Busy Tonight, the new talk show featuring actor turned Instagram personality Busy Philipps is trying to do a lot with not that much. The premise, similar to her social media presence, is that Philipps is a normal woman with a relatable life that is just like your life. But unlike your pedestrian existence, Busy Philipps has famous friends. And she’s going sit down with them for a half-hour late night show on E! to see if her very specific and relatable brand of authenticity translates when it’s pre-taped and in front of a studio audience.

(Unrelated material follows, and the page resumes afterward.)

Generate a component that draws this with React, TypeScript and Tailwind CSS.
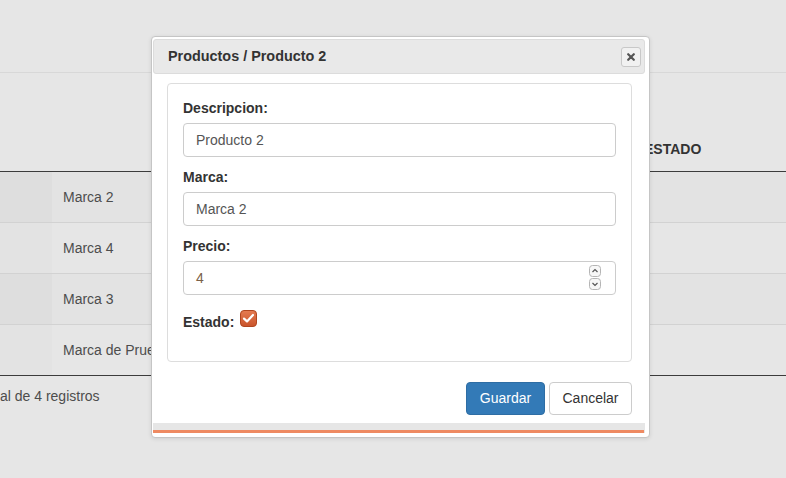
import React from "react";

const rows = [
  { marca: "Marca 2", odd: true },
  { marca: "Marca 4", odd: false },
  { marca: "Marca 3", odd: true },
  { marca: "Marca de Prueba", odd: false },
];

const Field = ({ label, value, number }: { label: string; value: string; number?: boolean }) => {
  return (
    <div className="mb-[10px]">
      <div className="mb-[5px] text-[14px] leading-[20px] font-bold text-[#333]">{label}</div>
      <div className="relative flex h-[34px] items-center rounded-[4px] border border-[#cccccc] bg-white px-[12px] text-[14px]">
        <span className={number ? "text-[#7a6048]" : "text-[#555]"}>{value}</span>
        {number && (
          <div className="absolute right-[14px] top-[3px] flex flex-col gap-[1px]">
            <svg width="12" height="12" viewBox="0 0 12 12">
              <rect x="0.5" y="0.5" width="11" height="11" rx="3" fill="#f7f7f7" stroke="#b5b5b5" />
              <path d="M3.5 7 L6 4.5 L8.5 7" fill="none" stroke="#555" strokeWidth="1.2" />
            </svg>
            <svg width="12" height="12" viewBox="0 0 12 12">
              <rect x="0.5" y="0.5" width="11" height="11" rx="3" fill="#f7f7f7" stroke="#b5b5b5" />
              <path d="M3.5 5 L6 7.5 L8.5 5" fill="none" stroke="#555" strokeWidth="1.2" />
            </svg>
          </div>
        )}
      </div>
    </div>
  );
};

const App = () => {
  return (
    <div className="relative h-[478px] w-[786px] overflow-hidden bg-[#e6e6e6] font-['Liberation_Sans',Arial,sans-serif] text-[14px]">
      {/* page behind the overlay */}
      <div className="h-[73px] border-b border-[#d8d8d8]" />
      <div className="flex h-[99px] items-end border-b border-[#3c3c3c] pb-[12px]">
        <div className="w-[52px]" />
        <div className="w-[592px]" />
        <div className="text-[14px] leading-[20px] font-bold text-[#333]">ESTADO</div>
      </div>
      {rows.map((r, i) => (
        <div
          key={i}
          className={
            "flex h-[51px] border-b " +
            (i === rows.length - 1 ? "border-[#3c3c3c]" : "border-[#d2d2d2]") +
            (r.odd ? " bg-[#e3e3e3]" : " bg-[#e6e6e6]")
          }
        >
          <div className={"w-[52px] " + (r.odd ? "bg-[#dedede]" : "bg-[#e3e3e3]")} />
          <div className="flex flex-1 items-center pl-[11px] whitespace-nowrap text-[#4d4d4d]">{r.marca}</div>
        </div>
      ))}
      <div className="pt-[10px] leading-[20px] whitespace-nowrap text-[#4d4d4d]">al de 4 registros</div>

      {/* dialog */}
      <div className="absolute left-[151px] top-[36px] w-[499px] rounded-[4px] border border-[#c5c5c5] bg-white pt-[2px] pr-[4px] pb-[4px] pl-[1px] shadow-[0_1px_4px_rgba(0,0,0,0.1)]">
        <div className="flex h-[35px] items-center justify-between rounded-[3px] border border-[#dcdcdc] bg-[#e9e9e9] pr-[3px] pl-[14px]">
          <span className="text-[14.4px] font-bold text-[#333]">Productos / Producto 2</span>
          <button className="flex h-[20px] w-[20px] items-center justify-center rounded-[3px] border border-[#c8c8c8] bg-[#f1f1f1]">
            <svg width="8" height="8" viewBox="0 0 8 8">
              <path d="M1.2 1.2 L6.8 6.8 M6.8 1.2 L1.2 6.8" stroke="#555" strokeWidth="2.2" strokeLinecap="round" />
            </svg>
          </button>
        </div>

        <div className="mt-[9px] ml-[14px] w-[465px] rounded-[4px] border border-[#dddddd] px-[15px] pt-[14px] pb-[29px]">
          <Field label="Descripcion:" value="Producto 2" />
          <Field label="Marca:" value="Marca 2" />
          <Field label="Precio:" value="4" number />
          <div className="mt-[17px] flex items-start">
            <span className="text-[14px] leading-[20px] font-bold text-[#333]">Estado:</span>
            <svg className="-mt-[2px] ml-[6px]" width="17" height="17" viewBox="0 0 17 17">
              <defs>
                <linearGradient id="cb" x1="0" y1="0" x2="0" y2="1">
                  <stop offset="0" stopColor="#e57c52" />
                  <stop offset="1" stopColor="#c9532a" />
                </linearGradient>
              </defs>
              <rect x="0.5" y="0.5" width="16" height="16" rx="3.5" fill="url(#cb)" stroke="#b0461f" />
              <path d="M4 8.6 L7 11.4 L13 5" fill="none" stroke="#fff" strokeWidth="2.2" strokeLinecap="round" strokeLinejoin="round" />
            </svg>
          </div>
        </div>

        <div className="mt-[20px] ml-[14px] flex w-[465px] justify-end gap-[4px]">
          <button className="h-[33px] w-[79px] rounded-[4px] border border-[#2e6da4] bg-[#337ab7] text-[14px] text-white">
            Guardar
          </button>
          <button className="h-[33px] w-[83px] rounded-[4px] border border-[#cccccc] bg-white text-[14px] text-[#333]">
            Cancelar
          </button>
        </div>

        <div className="mt-[8px] flex h-[10px] w-[492px] flex-col justify-end bg-[#e6e6e6]">
          <div className="h-[3px] w-[491px] bg-[#ee8a62]" />
        </div>
      </div>
    </div>
  );
};

export default App;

Shot on a cavernous set that looks sort of like the kooky cousin of the Instagram penthouse apartment and the Wing, the show tries hard to be your friend. Philipps is personable, dashing around the set like a harried hostess, pointing out various aspects of the decor as if she had selected them herself. There are crystals and brass owls, and a hallway full of art that leads to nowhere except backstage.
The formula for what we can expect is similar to the faux-casual nature of the set, Philipps’s affect, and the entire show. After a few minutes of lighthearted banter—including a comment on Burritogate that requires a correction at the end of the show, and a musing on that viral photo of a Chinese taxi driver wearing a sheet mask—a guest appears as if summoned by happenstance. Surprise, it’s her friend Mindy Kaling, who sits down for a casual conversation about nothing really—much like friends do, of course.
Deviation from the traditional late night format is either wildly successful or a massive failure. Busy Tonight doesn’t hew to either of those extremes from the first episode, but plays it closer to the middle. Philipps’s continued cultural relevance has nothing to do with her acting career and everything to do with her Instagram presence, which is a charming and unfiltered view into the life of a wealthy mother of two in Los Angeles. The show is clearly attempting to mold that spontaneity into something a little more controlled—with the help of three writers who sit in the front row of the studio audience and are consulted occasionally to do a bit.
For a late night show to work successfully, a vibe of some sort must be established up front and then faithfully. For James Corden, sycophancy is the name of the game. Jimmy Kimmel and Jimmy Fallon are similar in their approach, often campy and leaning on pranks, skits, and established sketches as a stand-in for genuine bonhomie. As a host who isn’t quite as visibly high on his own supply, Seth Meyers is a bright spot on the late night circuit, with interesting guests and a bantering style that suggests he knows that as a late night host, his job is not to be the most interesting one in the room. Pitting Philipps against these stalwarts is an unfair comparison, but technically their shows are doing the same exact thing. It’s not that we don’t need more late night shows. We just need to change the format, and unfortunately, Busy Tonight isn’t yet a show that gets it right.